MIT invention could make incandescent lightbulbs as efficient as LEDs.
February 23, 2016

Incandescent bulbs are already banned by many nations, but rumors of their death may, to paraphrase Mark Twain, be grossly exaggerated. An innovation from MIT could give them a new lease on life.

The bulbs, one of Thomas Edison’s most famous inventions, are a technology more than 130 years old. They work by heating a thin wire to around 2,700 °C, causing it to emit black body radiation, a broad spectrum of light that provides a warm look and a faithful rendering of all colors in a scene. But about 95 percent of the energy that goes into these bulbs is wasted, most of it as heat. The new research could finally change that.

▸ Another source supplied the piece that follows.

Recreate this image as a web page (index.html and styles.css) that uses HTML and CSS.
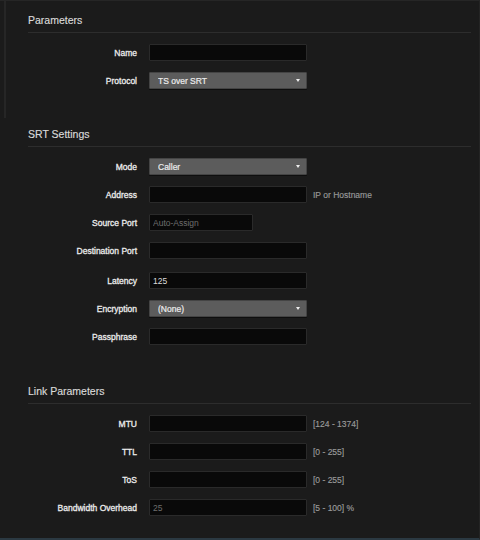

Physics professor Marin Soljacic ’96, PhD ’00, postdoc Ognjen Ilic, PhD ’15, mechanical engineering department head Gang Chen, and three others published their solution early this year. The key, they say, is to create a two-stage process.

First, a conventional metal filament is heated. But the waste heat isn’t allowed to dissipate as infrared radiation, as usual. Instead, secondary structures surrounding the filament capture this radiation and reflect it back to the filament to be reabsorbed. These structures, a form of photonic crystal, are made of earth-abundant elements and can be made using conventional material deposition technology.

The desired visible wavelengths of light pass right through this material and out of the bulb, but the infrared wavelengths get reflected as if from a mirror. They then travel back to the filament, adding more heat that gets converted to more light. Since only the visible light ever gets out, the heat just keeps bouncing back toward the filament until it finally ends up as light.

That second step dramatically improves how efficiently electricity is converted into light. Measurements of luminous efficiency, which factor in the response of the human eye, are 2 to 3 percent for conventional incandescent bulbs, between 7 and 15 percent for fluorescents (including CFLs), and between 5 and 15 percent for most compact LEDs. The new two-stage incandescents could reach efficiencies as high as 40 percent.

The team’s first proof-of-concept units already reach about 6.6 percent luminous efficiency, a result that approaches the efficiency of some of today’s CFLs and compact LEDs and is a threefold improvement over today’s incandescents.

The researchers refer to their approach as “light recycling,” says Ilic, since their material in effect fishes “junk”—the unwanted, useless wavelengths of energy—out of the wastebasket and converts it into pleasing, useful visible light.